::: Given data

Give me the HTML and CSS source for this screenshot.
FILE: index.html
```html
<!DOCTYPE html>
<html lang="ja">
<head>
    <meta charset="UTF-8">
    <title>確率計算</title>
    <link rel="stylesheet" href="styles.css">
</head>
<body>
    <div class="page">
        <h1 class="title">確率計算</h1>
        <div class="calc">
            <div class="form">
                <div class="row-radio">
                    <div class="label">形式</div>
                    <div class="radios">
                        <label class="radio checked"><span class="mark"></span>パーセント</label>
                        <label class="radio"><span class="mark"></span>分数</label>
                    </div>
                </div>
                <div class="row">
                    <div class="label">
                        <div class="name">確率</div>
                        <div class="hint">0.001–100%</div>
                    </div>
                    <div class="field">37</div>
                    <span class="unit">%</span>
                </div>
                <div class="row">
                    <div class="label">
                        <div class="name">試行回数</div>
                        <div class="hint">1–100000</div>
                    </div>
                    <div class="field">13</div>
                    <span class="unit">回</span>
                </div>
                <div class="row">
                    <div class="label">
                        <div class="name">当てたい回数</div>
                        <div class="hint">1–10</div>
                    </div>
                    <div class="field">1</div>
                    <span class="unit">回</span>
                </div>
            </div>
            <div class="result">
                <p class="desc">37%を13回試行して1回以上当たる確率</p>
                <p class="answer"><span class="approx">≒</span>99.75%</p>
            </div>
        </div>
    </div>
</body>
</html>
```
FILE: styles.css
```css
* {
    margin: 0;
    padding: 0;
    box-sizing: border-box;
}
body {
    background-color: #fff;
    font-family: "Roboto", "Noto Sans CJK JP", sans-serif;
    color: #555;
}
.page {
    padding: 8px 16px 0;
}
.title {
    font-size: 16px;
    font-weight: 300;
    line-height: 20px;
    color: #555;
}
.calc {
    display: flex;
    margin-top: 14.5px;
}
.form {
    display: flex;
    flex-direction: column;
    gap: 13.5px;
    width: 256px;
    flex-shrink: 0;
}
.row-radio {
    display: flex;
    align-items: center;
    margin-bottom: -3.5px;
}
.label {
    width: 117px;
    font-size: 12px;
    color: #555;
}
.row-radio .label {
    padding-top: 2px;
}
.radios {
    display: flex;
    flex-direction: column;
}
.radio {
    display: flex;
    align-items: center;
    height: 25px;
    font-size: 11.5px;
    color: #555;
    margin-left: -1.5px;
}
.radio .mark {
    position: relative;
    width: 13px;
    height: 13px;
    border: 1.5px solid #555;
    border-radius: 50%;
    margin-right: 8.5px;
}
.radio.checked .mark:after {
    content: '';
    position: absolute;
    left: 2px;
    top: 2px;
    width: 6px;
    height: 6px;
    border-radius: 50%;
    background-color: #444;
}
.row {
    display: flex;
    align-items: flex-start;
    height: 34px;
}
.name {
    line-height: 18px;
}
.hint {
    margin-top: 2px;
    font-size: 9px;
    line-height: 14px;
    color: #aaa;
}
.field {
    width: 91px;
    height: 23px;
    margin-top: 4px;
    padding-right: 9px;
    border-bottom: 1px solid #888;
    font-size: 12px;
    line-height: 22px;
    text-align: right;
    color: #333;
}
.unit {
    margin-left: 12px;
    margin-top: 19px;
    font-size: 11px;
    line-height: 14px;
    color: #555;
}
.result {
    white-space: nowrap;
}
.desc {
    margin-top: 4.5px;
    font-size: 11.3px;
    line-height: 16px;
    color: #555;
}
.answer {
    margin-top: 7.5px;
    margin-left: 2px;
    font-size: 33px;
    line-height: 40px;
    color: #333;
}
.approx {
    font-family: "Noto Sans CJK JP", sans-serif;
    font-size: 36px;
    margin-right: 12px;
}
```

::::::

*Written instruction*: Extract the complete data, matching each line exactly.

*Exercise output*:
Give me the HTML and CSS source for this screenshot.
FILE: index.html
```html
<!DOCTYPE html>
<html lang="ja">
<head>
    <meta charset="UTF-8">
    <title>確率計算</title>
    <link rel="stylesheet" href="styles.css">
</head>
<body>
    <div class="page">
        <h1 class="title">確率計算</h1>
        <div class="calc">
            <div class="form">
                <div class="row-radio">
                    <div class="label">形式</div>
                    <div class="radios">
                        <label class="radio checked"><span class="mark"></span>パーセント</label>
                        <label class="radio"><span class="mark"></span>分数</label>
                    </div>
                </div>
                <div class="row">
                    <div class="label">
                        <div class="name">確率</div>
                        <div class="hint">0.001–100%</div>
                    </div>
                    <div class="field">37</div>
                    <span class="unit">%</span>
                </div>
                <div class="row">
                    <div class="label">
                        <div class="name">試行回数</div>
                        <div class="hint">1–100000</div>
                    </div>
                    <div class="field">13</div>
                    <span class="unit">回</span>
                </div>
                <div class="row">
                    <div class="label">
                        <div class="name">当てたい回数</div>
                        <div class="hint">1–10</div>
                    </div>
                    <div class="field">1</div>
                    <span class="unit">回</span>
                </div>
            </div>
            <div class="result">
                <p class="desc">37%を13回試行して1回以上当たる確率</p>
                <p class="answer"><span class="approx">≒</span>99.75%</p>
            </div>
        </div>
    </div>
</body>
</html>
```
FILE: styles.css
```css
* {
    margin: 0;
    padding: 0;
    box-sizing: border-box;
}
body {
    background-color: #fff;
    font-family: "Roboto", "Noto Sans CJK JP", sans-serif;
    color: #555;
}
.page {
    padding: 8px 16px 0;
}
.title {
    font-size: 16px;
    font-weight: 300;
    line-height: 20px;
    color: #555;
}
.calc {
    display: flex;
    margin-top: 14.5px;
}
.form {
    display: flex;
    flex-direction: column;
    gap: 13.5px;
    width: 256px;
    flex-shrink: 0;
}
.row-radio {
    display: flex;
    align-items: center;
    margin-bottom: -3.5px;
}
.label {
    width: 117px;
    font-size: 12px;
    color: #555;
}
.row-radio .label {
    padding-top: 2px;
}
.radios {
    display: flex;
    flex-direction: column;
}
.radio {
    display: flex;
    align-items: center;
    height: 25px;
    font-size: 11.5px;
    color: #555;
    margin-left: -1.5px;
}
.radio .mark {
    position: relative;
    width: 13px;
    height: 13px;
    border: 1.5px solid #555;
    border-radius: 50%;
    margin-right: 8.5px;
}
.radio.checked .mark:after {
    content: '';
    position: absolute;
    left: 2px;
    top: 2px;
    width: 6px;
    height: 6px;
    border-radius: 50%;
    background-color: #444;
}
.row {
    display: flex;
    align-items: flex-start;
    height: 34px;
}
.name {
    line-height: 18px;
}
.hint {
    margin-top: 2px;
    font-size: 9px;
    line-height: 14px;
    color: #aaa;
}
.field {
    width: 91px;
    height: 23px;
    margin-top: 4px;
    padding-right: 9px;
    border-bottom: 1px solid #888;
    font-size: 12px;
    line-height: 22px;
    text-align: right;
    color: #333;
}
.unit {
    margin-left: 12px;
    margin-top: 19px;
    font-size: 11px;
    line-height: 14px;
    color: #555;
}
.result {
    white-space: nowrap;
}
.desc {
    margin-top: 4.5px;
    font-size: 11.3px;
    line-height: 16px;
    color: #555;
}
.answer {
    margin-top: 7.5px;
    margin-left: 2px;
    font-size: 33px;
    line-height: 40px;
    color: #333;
}
.approx {
    font-family: "Noto Sans CJK JP", sans-serif;
    font-size: 36px;
    margin-right: 12px;
}
```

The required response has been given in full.